(Web page code records)
=======

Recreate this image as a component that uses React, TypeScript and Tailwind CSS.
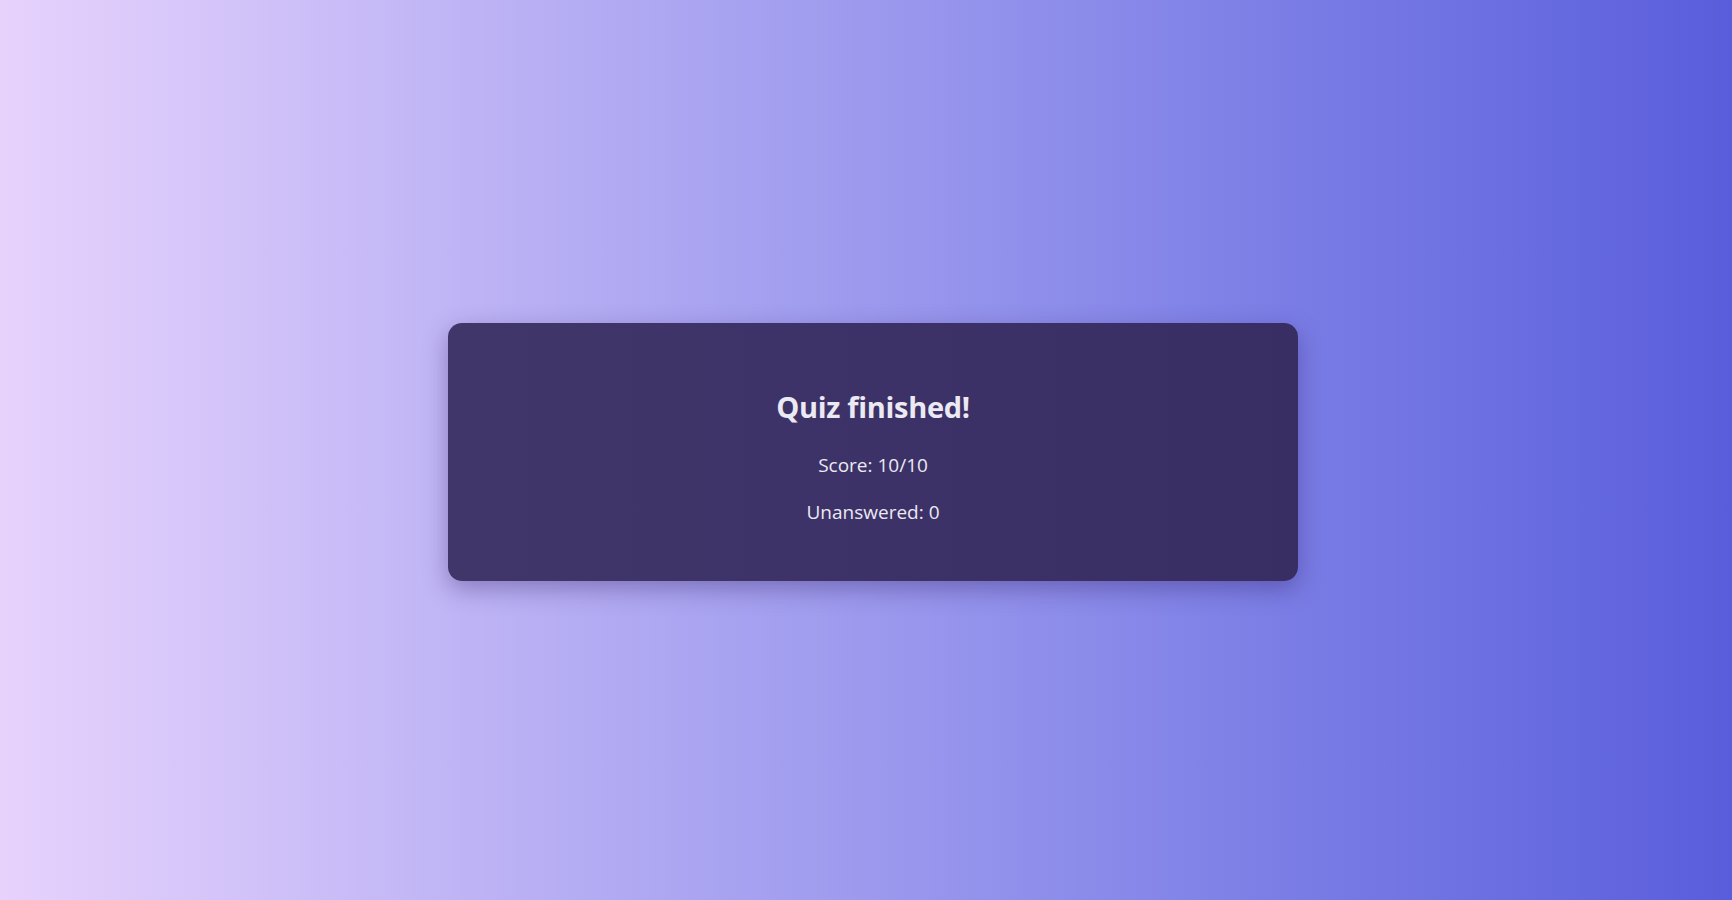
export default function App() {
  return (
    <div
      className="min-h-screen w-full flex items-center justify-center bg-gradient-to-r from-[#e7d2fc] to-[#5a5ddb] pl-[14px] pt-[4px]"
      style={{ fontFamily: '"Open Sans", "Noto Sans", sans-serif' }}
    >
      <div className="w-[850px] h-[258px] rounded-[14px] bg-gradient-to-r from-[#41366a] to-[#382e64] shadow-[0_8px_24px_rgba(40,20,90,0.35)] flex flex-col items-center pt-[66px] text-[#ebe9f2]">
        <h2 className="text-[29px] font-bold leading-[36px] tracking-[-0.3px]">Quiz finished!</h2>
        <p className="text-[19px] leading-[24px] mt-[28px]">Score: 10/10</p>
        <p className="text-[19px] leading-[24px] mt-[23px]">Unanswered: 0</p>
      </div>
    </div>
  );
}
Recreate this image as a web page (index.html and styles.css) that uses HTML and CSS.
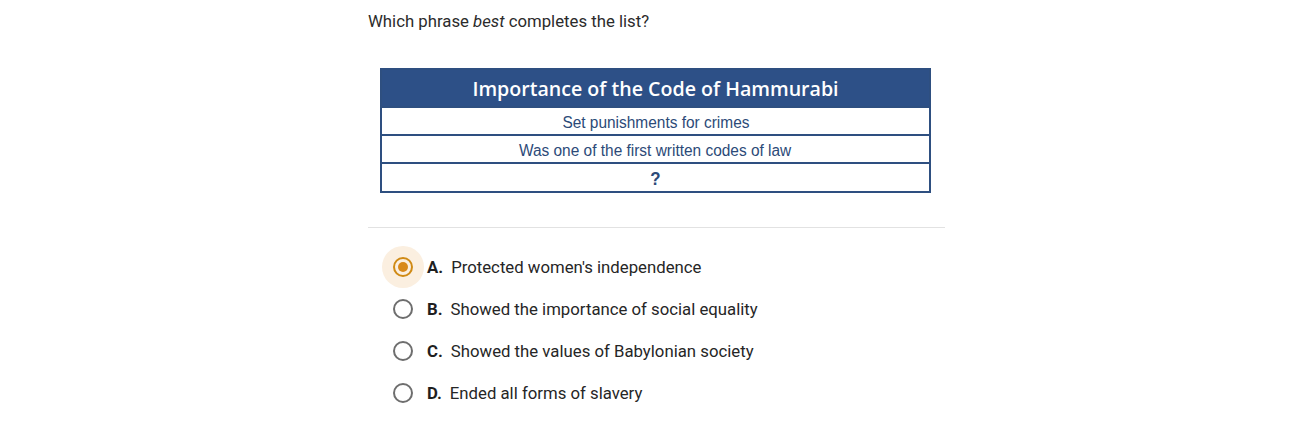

=======

__OBJECTIVE__: Every line above should be returned word for word, with the pictures left behind.

__COMPLETE ANSWER__:
Recreate this image as a component that uses React, TypeScript and Tailwind CSS.
export default function App() {
  return (
    <div
      className="min-h-screen w-full flex items-center justify-center bg-gradient-to-r from-[#e7d2fc] to-[#5a5ddb] pl-[14px] pt-[4px]"
      style={{ fontFamily: '"Open Sans", "Noto Sans", sans-serif' }}
    >
      <div className="w-[850px] h-[258px] rounded-[14px] bg-gradient-to-r from-[#41366a] to-[#382e64] shadow-[0_8px_24px_rgba(40,20,90,0.35)] flex flex-col items-center pt-[66px] text-[#ebe9f2]">
        <h2 className="text-[29px] font-bold leading-[36px] tracking-[-0.3px]">Quiz finished!</h2>
        <p className="text-[19px] leading-[24px] mt-[28px]">Score: 10/10</p>
        <p className="text-[19px] leading-[24px] mt-[23px]">Unanswered: 0</p>
      </div>
    </div>
  );
}
Recreate this image as a web page (index.html and styles.css) that uses HTML and CSS.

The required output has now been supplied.